What the exercise asks: From the entries below, pull out each line where "this" appears.

──────── Data provided ────────

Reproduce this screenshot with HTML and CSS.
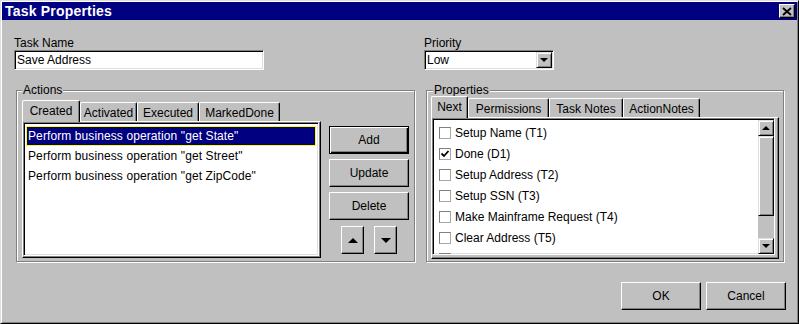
FILE: index.html
```html
<!DOCTYPE html>
<html>
<head>
    <title>Task Properties</title>
    <link rel="stylesheet" href="styles.css">
</head>
<body>
    <div class="window">
        <div class="titlebar">
            <span class="title">Task Properties</span>
            <button class="close" type="button">
                <svg width="10" height="9" viewBox="0 0 10 9"><path d="M1 1 L9 8 M9 1 L1 8" stroke="#000" stroke-width="1.8" fill="none"/></svg>
            </button>
        </div>

        <div class="content">
            <div class="fields">
                <div class="field field-name">
                    <label for="taskName">Task Name</label>
                    <div class="textbox" id="taskName">Save Address</div>
                </div>
                <div class="field">
                    <label for="priority">Priority</label>
                    <div class="combo" id="priority">
                        <span class="combo-text">Low</span>
                        <span class="drop"><span class="tri-down"></span></span>
                    </div>
                </div>
            </div>

            <div class="groups">
                <fieldset class="group actions">
                    <legend>Actions</legend>
                    <div class="actions-body">
                        <div class="tabbox">
                            <div class="tabs">
                                <div class="tab selected" style="width: 58px">Created</div>
                                <div class="tab" style="width: 57px">Activated</div>
                                <div class="tab" style="width: 62px">Executed</div>
                                <div class="tab" style="width: 81px">MarkedDone</div>
                            </div>
                            <div class="tabpanel actions-panel">
                                <div class="listbox">
                                    <div class="item selected">Perform business operation "get State"</div>
                                    <div class="item">Perform business operation "get Street"</div>
                                    <div class="item">Perform business operation "get ZipCode"</div>
                                </div>
                            </div>
                        </div>
                        <div class="side-buttons">
                            <button class="btn default" type="button">Add</button>
                            <button class="btn" type="button">Update</button>
                            <button class="btn" type="button">Delete</button>
                            <div class="arrows">
                                <button class="btn arrow" type="button"><span class="tri-up big"></span></button>
                                <button class="btn arrow" type="button"><span class="tri-down big"></span></button>
                            </div>
                        </div>
                    </div>
                </fieldset>

                <fieldset class="group props">
                    <legend>Properties</legend>
                    <div class="tabs props-tabs">
                        <div class="tab selected" style="width: 37px">Next</div>
                        <div class="tab" style="width: 81px">Permissions</div>
                        <div class="tab" style="width: 74px">Task Notes</div>
                        <div class="tab" style="width: 77px">ActionNotes</div>
                    </div>
                    <div class="tabpanel props-panel">
                        <div class="listbox checklist">
                            <div class="checks">
                                <div class="check"><span class="box"></span>Setup Name (T1)</div>
                                <div class="check"><span class="box"><svg width="10" height="10" viewBox="0 0 10 10"><path d="M1.5 4.5 L4 7 L8.5 2" stroke="#000" stroke-width="1.8" fill="none"/></svg></span>Done (D1)</div>
                                <div class="check"><span class="box"></span>Setup Address (T2)</div>
                                <div class="check"><span class="box"></span>Setup SSN (T3)</div>
                                <div class="check"><span class="box"></span>Make Mainframe Request (T4)</div>
                                <div class="check"><span class="box"></span>Clear Address (T5)</div>
                                <div class="check"><span class="box"></span>Read Mainframe Data (T6)</div>
                            </div>
                            <div class="scrollbar">
                                <div class="sb-btn"><span class="tri-up"></span></div>
                                <div class="sb-thumb"></div>
                                <div class="sb-track"></div>
                                <div class="sb-btn"><span class="tri-down"></span></div>
                            </div>
                        </div>
                    </div>
                </fieldset>
            </div>

            <div class="footer">
                <button class="btn" type="button">OK</button>
                <button class="btn" type="button">Cancel</button>
            </div>
        </div>
    </div>
</body>
</html>
```

FILE: styles.css
```css
* {
    box-sizing: border-box;
}

body {
    margin: 0;
    font-family: "Liberation Sans", Arial, sans-serif;
    font-size: 12px;
    color: #000000;
    background-color: #c0c0c0;
}

.window {
    width: 799px;
    height: 324px;
    padding: 1px;
    background-color: #c0c0c0;
    border: 1px solid;
    border-color: #dfdfdf #000000 #000000 #dfdfdf;
    box-shadow: inset 1px 1px 0 #ffffff, inset -1px -1px 0 #808080;
}

.titlebar {
    height: 18px;
    display: flex;
    align-items: center;
    justify-content: space-between;
    padding: 0 2px 0 3px;
    background-color: #000080;
    color: #ffffff;
    font-size: 14px;
    font-weight: bold;
    letter-spacing: 0.2px;
}

.close {
    width: 16px;
    height: 14px;
    padding: 0;
    display: flex;
    align-items: center;
    justify-content: center;
    background-color: #c0c0c0;
    border: 1px solid;
    border-color: #ffffff #000000 #000000 #ffffff;
    box-shadow: inset -1px -1px 0 #808080;
}

.content {
    padding: 16px 11px 0 12px;
}

/* top fields */

.fields {
    display: flex;
}

.field-name {
    width: 410px;
}

label {
    display: block;
    line-height: 14px;
}

.textbox,
.combo {
    height: 20px;
    background-color: #ffffff;
    border: 1px solid;
    border-color: #808080 #ffffff #ffffff #808080;
    box-shadow: inset 1px 1px 0 #000000, inset -1px -1px 0 #dfdfdf;
    line-height: 16px;
    padding: 1px 2px;
    white-space: nowrap;
}

.textbox {
    width: 250px;
}

.combo {
    width: 130px;
    display: flex;
    padding-right: 1px;
}

.combo-text {
    flex: 1;
}

.drop {
    width: 16px;
    height: 16px;
    display: flex;
    align-items: center;
    justify-content: center;
    background-color: #c0c0c0;
    border: 1px solid;
    border-color: #dfdfdf #000000 #000000 #dfdfdf;
    box-shadow: inset 1px 1px 0 #ffffff, inset -1px -1px 0 #808080;
}

.tri-down,
.tri-up {
    width: 0;
    height: 0;
    border-left: 4px solid transparent;
    border-right: 4px solid transparent;
}

.tri-down {
    border-top: 4px solid #000000;
}

.tri-up {
    border-bottom: 4px solid #000000;
}

.tri-down.big {
    border-left-width: 5px;
    border-right-width: 5px;
    border-top-width: 5px;
}

.tri-up.big {
    border-left-width: 5px;
    border-right-width: 5px;
    border-bottom-width: 5px;
}

/* group boxes */

.groups {
    display: flex;
    gap: 11px;
    margin-top: 13px;
    margin-left: 2px;
}

.group {
    margin: 0;
    min-width: 0;
    border: 1px solid #808080;
    box-shadow: inset 1px 1px 0 #ffffff, 1px 1px 0 #ffffff;
}

.group legend {
    padding: 0 1px;
    line-height: 14px;
    background-color: #c0c0c0;
}

.actions {
    width: 399px;
    padding: 3px 5px 3px 5px;
}

.props {
    width: 358px;
    padding: 0 4px 2px 4px;
}

.props legend {
    margin-left: 2px;
}

.actions-body {
    display: flex;
}

.tabbox {
    width: 300px;
}

/* tabs */

.tabs {
    display: flex;
    align-items: flex-end;
    height: 21px;
}

.props-tabs {
    margin-top: -1px;
}

.tab {
    height: 19px;
    padding-top: 3px;
    line-height: 14px;
    text-align: center;
    white-space: nowrap;
    border-top: 1px solid #ffffff;
    border-left: 1px solid #ffffff;
    border-right: 1px solid #000000;
    border-radius: 2px 2px 0 0;
    box-shadow: inset -1px 0 0 #808080;
}

.tab.selected {
    height: 22px;
    margin-bottom: -1px;
    position: relative;
    z-index: 1;
    background-color: #c0c0c0;
}

.tabpanel {
    border: 1px solid;
    border-color: #ffffff #000000 #000000 #ffffff;
    box-shadow: inset -1px -1px 0 #808080;
}

.actions-panel {
    height: 137px;
}

.props-panel {
    width: 348px;
    height: 142px;
}

.listbox {
    height: calc(100% - 1px);
    margin-right: 1px;
    background-color: #ffffff;
    border: 1px solid;
    border-color: #808080 #ffffff #ffffff #808080;
    box-shadow: inset 1px 1px 0 #000000, inset -1px -1px 0 #dfdfdf;
    padding: 3px 2px;
    overflow: hidden;
}

.item {
    height: 20px;
    line-height: 18px;
    padding: 0 1px;
    border: 1px solid transparent;
    white-space: nowrap;
    letter-spacing: 0.1px;
}

.item.selected {
    background-color: #000080;
    border-color: #ffff00;
    color: #ffffff;
}

/* side buttons */

.side-buttons {
    margin-left: 8px;
    padding-top: 26px;
    display: flex;
    flex-direction: column;
    gap: 5px;
}

.btn {
    width: 80px;
    height: 28px;
    padding: 0;
    font-family: "Liberation Sans", Arial, sans-serif;
    font-size: 12px;
    color: #000000;
    background-color: #c0c0c0;
    border: 1px solid;
    border-color: #ffffff #000000 #000000 #ffffff;
    box-shadow: inset -1px -1px 0 #808080;
}

.btn.default {
    border-color: #000000;
    box-shadow: inset 1px 1px 0 #ffffff, inset -1px -1px 0 #000000, inset -2px -2px 0 #808080;
}

.arrows {
    display: flex;
    justify-content: center;
    gap: 10px;
    margin-top: 1px;
}

.btn.arrow {
    width: 23px;
    display: flex;
    align-items: center;
    justify-content: center;
}

/* properties check list */

.checklist {
    display: flex;
    height: calc(100% - 3px);
    margin-right: 3px;
    padding: 0;
}

.checks {
    flex: 1;
    padding: 3px 0 0 6px;
}

.check {
    height: 21px;
    display: flex;
    align-items: center;
    white-space: nowrap;
}

.box {
    width: 12px;
    height: 12px;
    margin-right: 4px;
    display: flex;
    align-items: center;
    justify-content: center;
    border: 1px solid;
    border-color: #808080 #a8a8a8 #a8a8a8 #808080;
    background-color: #ffffff;
}

.scrollbar {
    width: 16px;
    margin-top: 1px;
    display: flex;
    flex-direction: column;
}

.sb-btn,
.sb-thumb {
    background-color: #c0c0c0;
    border: 1px solid;
    border-color: #dfdfdf #000000 #000000 #dfdfdf;
    box-shadow: inset 1px 1px 0 #ffffff, inset -1px -1px 0 #808080;
}

.sb-btn {
    height: 16px;
    display: flex;
    align-items: center;
    justify-content: center;
}

.sb-thumb {
    height: 80px;
}

.sb-track {
    flex: 1;
    background-color: #c0c0c0;
}

/* footer */

.footer {
    display: flex;
    justify-content: flex-end;
    gap: 5px;
    margin-top: 20px;
}
```
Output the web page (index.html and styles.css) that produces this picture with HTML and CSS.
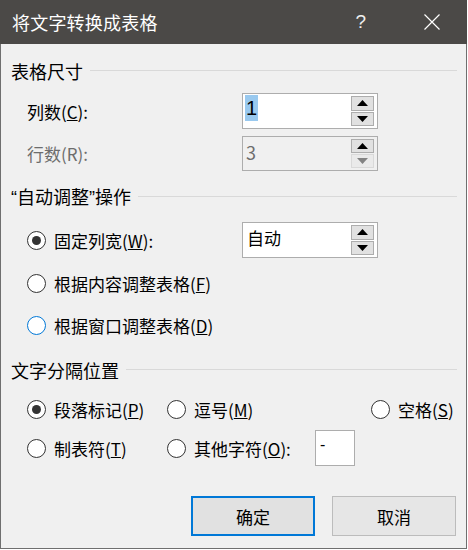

────────

Answer for the task:
Reproduce this screenshot with HTML and CSS.
Output the web page (index.html and styles.css) that produces this picture with HTML and CSS.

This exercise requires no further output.